Propos recueillis par Florian Guadalupe.
puremedias.com : Quel bilan tirez-vous de votre première année à la tête de "Marianne" ?
Natacha Polony : Je pense avoir réussi à reconstruire l'image et le contenu de "Marianne" et à faire en sorte que "Marianne" se réinstalle comme un journal qui dénote dans le paysage politique et médiatique. A un certain moment, il y a sans doute eu un oubli de ce qui a justifié la création de "Marianne", de ce que Jean-François Kahn a appelé "la radicalisation de la différence". Cela signifie qu'on ne parle pas d'un sujet si on a la même chose que les autres à dire dessus. Si c'est pour répéter la même petite musique que l'on entend partout, ça n'a aucun intérêt. Si nous nous emparons d'un sujet, c'est pour apporter un angle différent, une information différente ou une analyse différente.

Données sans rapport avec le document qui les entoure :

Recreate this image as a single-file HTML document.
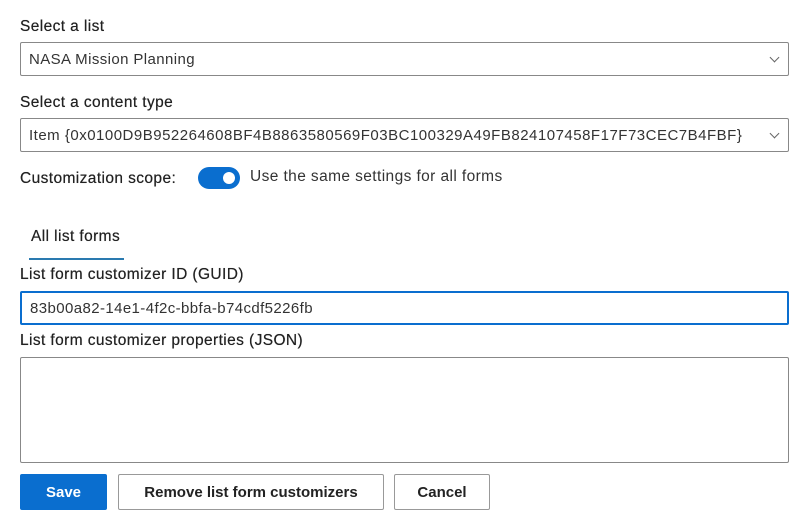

"'Marianne' avait à un moment donné perdu son lectorat historique."
Quels étaient les objectifs que vous vous étiez fixés à votre arrivée et avez-vous réussi à tous les atteindre ?
L'objectif que je m'étais fixé était avant tout de faire revivre "Marianne". Si j'ai été appelée, c'était parce que "Marianne" est un journal à part, et peut-être parce qu'il l'était devenu un peu moins. La presse magazine traverse une crise majeure. C'est un type de périodicité et de conception du journalisme qui n'est aujourd'hui plus compris par une part du public. Puis, la presse magazine coûte cher. Il faut regarder ça lucidement. Les gens n'ont pas vu leur pouvoir d'achat augmenter. En revanche, les prix de la presse ont augmenté. C'est aussi ça qui explique une part de l'érosion du lectorat. "Marianne" est le moins cher des newsmagazines. Mais nous nous adressons aussi à un public qui est moins favorisé que les autres magazines. Il faut donc que nous fassions plus attention. Il faut avoir conscience de ce qu'est la vie des Français. A part ce contexte de crise, il y a aussi le fait que "Marianne" avait à un moment donné perdu son lectorat historique, qui tenait à ce que "Marianne" soit républicain, critique, ose mettre les pieds dans le plat, n'aie pas peur de dire les choses et essaye en permanence de penser par une troisième voie. "Marianne" doit refuser les visions binaires qu'on aime tellement nous servir.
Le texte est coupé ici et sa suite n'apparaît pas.